Keywords: reinforcement learning, fairness, privacy, machine learning, statistics, decision theory, optimisation, control, game theory, bandit problems, sample complexity, Monte Carlo estimation, ensemble methods, neuroscience, security
My research interests lie mostly in the area of decision theory and machine learning. In general, the possibility of finding approximate solutions to computationally intractable problems is interesting. In particular, I am interested in methods for making approximately optimal sequential decisions and in particular reinforcement learning. The difficulty in making such decisions arises from various forms of uncertainty, all of which can be expressed as uncertainty in our current model. This may be due to a lack of sufficient observations (implying either partial observability or simply an insufficient number of experiments) or prior knowledge.
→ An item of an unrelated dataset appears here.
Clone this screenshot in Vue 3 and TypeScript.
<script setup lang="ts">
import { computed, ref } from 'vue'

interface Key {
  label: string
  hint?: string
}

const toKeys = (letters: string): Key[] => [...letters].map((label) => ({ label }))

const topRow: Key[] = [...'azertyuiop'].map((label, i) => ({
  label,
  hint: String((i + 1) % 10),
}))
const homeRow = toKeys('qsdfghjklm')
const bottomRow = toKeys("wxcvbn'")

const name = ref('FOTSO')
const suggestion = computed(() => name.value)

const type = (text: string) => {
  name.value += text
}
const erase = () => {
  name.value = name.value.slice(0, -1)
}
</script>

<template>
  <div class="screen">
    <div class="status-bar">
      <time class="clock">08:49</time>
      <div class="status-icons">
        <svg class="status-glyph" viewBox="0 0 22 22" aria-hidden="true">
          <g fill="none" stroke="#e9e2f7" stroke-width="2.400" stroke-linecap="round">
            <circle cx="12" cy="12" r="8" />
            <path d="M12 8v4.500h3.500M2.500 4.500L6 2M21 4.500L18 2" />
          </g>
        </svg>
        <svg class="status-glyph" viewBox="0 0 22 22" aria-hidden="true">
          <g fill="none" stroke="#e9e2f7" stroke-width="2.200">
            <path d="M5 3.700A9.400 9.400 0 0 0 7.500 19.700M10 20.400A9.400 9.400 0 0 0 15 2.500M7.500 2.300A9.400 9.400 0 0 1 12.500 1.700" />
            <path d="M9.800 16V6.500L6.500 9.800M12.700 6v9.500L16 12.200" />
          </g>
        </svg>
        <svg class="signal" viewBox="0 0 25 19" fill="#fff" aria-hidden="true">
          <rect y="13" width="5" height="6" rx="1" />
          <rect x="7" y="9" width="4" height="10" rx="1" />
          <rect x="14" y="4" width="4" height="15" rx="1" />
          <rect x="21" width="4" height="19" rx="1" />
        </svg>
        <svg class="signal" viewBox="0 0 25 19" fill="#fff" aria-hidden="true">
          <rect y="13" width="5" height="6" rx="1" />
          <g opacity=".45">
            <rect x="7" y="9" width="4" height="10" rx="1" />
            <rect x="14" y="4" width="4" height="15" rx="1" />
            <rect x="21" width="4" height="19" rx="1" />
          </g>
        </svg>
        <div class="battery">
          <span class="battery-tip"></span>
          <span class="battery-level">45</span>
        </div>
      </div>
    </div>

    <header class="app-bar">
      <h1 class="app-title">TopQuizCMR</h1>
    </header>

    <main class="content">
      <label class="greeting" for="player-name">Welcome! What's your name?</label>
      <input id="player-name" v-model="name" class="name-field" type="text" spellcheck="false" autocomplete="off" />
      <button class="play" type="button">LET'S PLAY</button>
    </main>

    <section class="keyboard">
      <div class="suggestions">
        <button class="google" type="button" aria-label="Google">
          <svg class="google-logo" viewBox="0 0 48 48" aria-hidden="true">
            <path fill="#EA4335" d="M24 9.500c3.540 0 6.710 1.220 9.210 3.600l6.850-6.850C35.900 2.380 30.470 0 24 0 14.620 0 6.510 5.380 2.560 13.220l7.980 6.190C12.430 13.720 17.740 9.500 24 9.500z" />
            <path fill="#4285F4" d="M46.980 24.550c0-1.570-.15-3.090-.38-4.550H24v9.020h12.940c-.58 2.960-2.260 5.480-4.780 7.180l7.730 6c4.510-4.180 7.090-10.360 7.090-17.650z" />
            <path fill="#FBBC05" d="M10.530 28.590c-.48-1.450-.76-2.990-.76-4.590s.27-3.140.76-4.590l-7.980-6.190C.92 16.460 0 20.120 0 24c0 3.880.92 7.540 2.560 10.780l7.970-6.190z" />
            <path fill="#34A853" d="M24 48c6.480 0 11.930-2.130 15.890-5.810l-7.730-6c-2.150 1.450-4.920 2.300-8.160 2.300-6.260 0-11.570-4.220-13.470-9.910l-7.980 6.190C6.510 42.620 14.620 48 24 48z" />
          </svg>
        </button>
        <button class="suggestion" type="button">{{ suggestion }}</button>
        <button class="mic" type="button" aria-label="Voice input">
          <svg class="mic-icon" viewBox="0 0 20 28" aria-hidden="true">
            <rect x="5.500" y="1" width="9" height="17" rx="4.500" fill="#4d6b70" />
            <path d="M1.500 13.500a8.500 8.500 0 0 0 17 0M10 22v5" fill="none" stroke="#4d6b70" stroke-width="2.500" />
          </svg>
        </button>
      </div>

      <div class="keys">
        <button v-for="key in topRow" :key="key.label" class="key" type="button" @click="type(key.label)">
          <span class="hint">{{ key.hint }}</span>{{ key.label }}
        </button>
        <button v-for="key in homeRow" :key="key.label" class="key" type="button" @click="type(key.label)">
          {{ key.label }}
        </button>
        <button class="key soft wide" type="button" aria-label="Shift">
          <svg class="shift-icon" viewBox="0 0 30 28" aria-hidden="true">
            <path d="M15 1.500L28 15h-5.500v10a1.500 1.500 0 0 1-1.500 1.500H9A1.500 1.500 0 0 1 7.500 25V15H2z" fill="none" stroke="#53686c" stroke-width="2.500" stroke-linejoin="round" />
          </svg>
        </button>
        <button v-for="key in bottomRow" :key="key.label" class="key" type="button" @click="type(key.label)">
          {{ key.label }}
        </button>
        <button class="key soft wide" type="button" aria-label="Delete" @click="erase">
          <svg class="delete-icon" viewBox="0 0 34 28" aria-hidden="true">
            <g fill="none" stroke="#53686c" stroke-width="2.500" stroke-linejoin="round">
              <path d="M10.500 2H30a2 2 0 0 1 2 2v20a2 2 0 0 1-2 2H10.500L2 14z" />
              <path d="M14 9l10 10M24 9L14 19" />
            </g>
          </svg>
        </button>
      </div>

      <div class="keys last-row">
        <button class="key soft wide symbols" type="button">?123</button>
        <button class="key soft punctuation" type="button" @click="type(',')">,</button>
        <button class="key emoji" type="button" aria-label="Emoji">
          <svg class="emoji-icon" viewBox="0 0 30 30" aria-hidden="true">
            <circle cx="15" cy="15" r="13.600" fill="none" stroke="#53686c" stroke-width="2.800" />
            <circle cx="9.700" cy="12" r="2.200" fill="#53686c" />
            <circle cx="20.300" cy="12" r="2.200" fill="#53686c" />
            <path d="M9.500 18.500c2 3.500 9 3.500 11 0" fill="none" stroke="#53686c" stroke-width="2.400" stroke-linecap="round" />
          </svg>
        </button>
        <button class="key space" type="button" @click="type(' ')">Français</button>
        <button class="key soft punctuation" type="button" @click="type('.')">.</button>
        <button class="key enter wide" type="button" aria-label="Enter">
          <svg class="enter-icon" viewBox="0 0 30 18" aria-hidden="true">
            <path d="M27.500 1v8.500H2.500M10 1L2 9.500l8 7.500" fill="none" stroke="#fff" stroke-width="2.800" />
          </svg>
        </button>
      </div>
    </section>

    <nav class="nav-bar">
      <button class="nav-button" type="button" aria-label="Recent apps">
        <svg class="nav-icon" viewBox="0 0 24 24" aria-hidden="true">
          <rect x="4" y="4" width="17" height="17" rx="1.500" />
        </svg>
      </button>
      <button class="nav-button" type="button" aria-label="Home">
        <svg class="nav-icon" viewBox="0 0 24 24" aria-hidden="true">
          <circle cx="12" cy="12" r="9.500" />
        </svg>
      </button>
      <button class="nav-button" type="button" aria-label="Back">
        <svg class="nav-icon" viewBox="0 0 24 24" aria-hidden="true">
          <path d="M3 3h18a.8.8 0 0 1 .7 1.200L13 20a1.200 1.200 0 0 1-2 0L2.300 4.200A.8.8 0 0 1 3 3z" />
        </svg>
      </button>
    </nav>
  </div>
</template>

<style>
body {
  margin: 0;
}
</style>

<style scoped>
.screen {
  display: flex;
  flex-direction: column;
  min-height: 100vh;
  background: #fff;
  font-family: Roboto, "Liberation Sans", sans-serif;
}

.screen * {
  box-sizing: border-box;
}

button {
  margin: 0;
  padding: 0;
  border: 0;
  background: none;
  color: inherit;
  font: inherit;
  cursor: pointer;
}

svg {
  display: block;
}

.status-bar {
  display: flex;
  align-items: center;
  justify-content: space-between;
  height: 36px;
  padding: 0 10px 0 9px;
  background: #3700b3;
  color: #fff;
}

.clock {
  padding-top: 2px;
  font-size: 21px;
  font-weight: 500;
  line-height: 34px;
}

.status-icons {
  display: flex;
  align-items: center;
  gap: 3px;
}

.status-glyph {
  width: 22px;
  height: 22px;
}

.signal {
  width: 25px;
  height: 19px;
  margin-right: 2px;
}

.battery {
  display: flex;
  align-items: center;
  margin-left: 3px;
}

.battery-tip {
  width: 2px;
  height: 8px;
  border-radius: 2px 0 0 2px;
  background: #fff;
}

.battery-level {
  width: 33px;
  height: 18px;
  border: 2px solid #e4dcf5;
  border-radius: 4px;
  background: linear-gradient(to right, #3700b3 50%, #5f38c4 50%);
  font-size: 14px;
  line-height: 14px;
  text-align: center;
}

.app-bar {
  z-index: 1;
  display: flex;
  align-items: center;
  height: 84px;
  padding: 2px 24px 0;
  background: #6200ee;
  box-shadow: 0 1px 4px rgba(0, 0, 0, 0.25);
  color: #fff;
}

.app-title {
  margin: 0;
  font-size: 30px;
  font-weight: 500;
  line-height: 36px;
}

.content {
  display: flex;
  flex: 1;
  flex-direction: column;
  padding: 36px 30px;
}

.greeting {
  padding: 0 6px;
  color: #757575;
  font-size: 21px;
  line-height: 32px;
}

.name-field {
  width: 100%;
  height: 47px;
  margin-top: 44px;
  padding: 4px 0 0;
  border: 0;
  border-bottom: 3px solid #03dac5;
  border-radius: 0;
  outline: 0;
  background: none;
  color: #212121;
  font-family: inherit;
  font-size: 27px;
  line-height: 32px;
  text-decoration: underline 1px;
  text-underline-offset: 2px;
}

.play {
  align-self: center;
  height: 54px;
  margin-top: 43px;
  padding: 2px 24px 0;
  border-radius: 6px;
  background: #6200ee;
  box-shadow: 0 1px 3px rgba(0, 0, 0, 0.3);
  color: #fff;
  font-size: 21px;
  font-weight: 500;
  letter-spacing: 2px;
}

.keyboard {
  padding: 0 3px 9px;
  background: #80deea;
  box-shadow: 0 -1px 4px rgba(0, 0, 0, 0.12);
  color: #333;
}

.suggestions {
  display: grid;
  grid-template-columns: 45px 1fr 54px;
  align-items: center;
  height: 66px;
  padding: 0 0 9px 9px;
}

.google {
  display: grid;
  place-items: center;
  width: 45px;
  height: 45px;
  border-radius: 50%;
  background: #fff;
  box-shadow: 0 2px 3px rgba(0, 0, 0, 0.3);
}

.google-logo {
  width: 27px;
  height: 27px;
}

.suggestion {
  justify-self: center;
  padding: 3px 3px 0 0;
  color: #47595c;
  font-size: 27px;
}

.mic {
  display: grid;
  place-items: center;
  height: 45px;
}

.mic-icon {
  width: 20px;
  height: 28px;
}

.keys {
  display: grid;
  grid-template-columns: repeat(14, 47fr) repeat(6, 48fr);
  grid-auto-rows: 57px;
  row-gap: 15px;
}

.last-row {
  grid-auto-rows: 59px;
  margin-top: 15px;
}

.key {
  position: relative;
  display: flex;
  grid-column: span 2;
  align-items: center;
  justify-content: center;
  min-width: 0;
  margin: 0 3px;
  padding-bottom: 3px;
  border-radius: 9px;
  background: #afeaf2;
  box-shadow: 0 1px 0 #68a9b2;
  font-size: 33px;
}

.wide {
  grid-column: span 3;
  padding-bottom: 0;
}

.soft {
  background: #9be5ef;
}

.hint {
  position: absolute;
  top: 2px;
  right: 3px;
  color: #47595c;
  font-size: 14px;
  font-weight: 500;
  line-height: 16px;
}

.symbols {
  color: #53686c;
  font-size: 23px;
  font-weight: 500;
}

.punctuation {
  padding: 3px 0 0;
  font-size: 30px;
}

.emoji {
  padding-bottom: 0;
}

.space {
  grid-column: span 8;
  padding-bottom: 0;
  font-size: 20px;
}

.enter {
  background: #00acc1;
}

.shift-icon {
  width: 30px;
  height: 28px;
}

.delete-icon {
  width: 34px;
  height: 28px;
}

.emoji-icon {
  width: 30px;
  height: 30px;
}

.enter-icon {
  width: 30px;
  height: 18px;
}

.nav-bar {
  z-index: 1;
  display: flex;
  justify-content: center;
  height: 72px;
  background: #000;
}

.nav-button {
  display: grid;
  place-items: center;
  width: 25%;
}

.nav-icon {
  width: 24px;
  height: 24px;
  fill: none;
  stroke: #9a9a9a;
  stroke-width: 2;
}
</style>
Such problems are expressed in three ways in reinforcement learning: firstly, as the exploration-exploitation tradeoff, which arises even in the simplest of problems, secondly in the POMDP framework, where observations about some variables are simply unavailable and where there is limited (if any) prior knowledge about the underlying model structure and finally in problems with continuous state action spaces.
Most of the relevant basic theoretical work had already been exhausted in the 1960s in the form of optimal statistical decision theory (i.e. Wald's sequential analysis theory, Bellman's dynamic programming framework and the work of DeGroot and others within the Bayesian framework for general utility maximisation problems). In the general case the methods developed are impractical to use, however, it would be interesting to examine whether results from this early theory can be applied in order to obtain good approximate solutions to the difficult problems in reinforcement learning. Recently, optimal statistical decision theory has received renewed interest from the reinforcement learning community.
Since 2012, I have also been working in the field of differential privacy. My main work in that field relates to uncertainty quantification, the interaction between Bayesian inference and privacy and the effect of privacy in learning algorithms.
Since 2016, I have been working on fairness and human-AI interaction more generally. In particular, I am interested in scenarios where the use of AI can lead to undesirable societal outcomes, and the design of mechanisms to reduce or eliminate its negative impact. My group has also looked at the problem of collaborating with a human when their preferences are unknown, or when their beliefs are not aligned with those of the AI.
Interesting applications would be: adversarial games with a difficult evaluation (Go, for example), car racing (very challenging in terms of controlling the car, with additional challenges created through the need to track opponents and to make decisions under conditions of uncertainty in real time, also interesting in terms of modelling), biological neural systems (biological modelling, mechanisms for approximate inference in biological systems, population-based methods), active learning (where collecting data is very expensive).
My PhD thesis was about developing ensemble methods for sequence learning. In particular:
boosting and bagging of hidden Markov model mixtures for speech recognition
bagging for exploration in reinforcement learning, and some extensions to posterior sampling.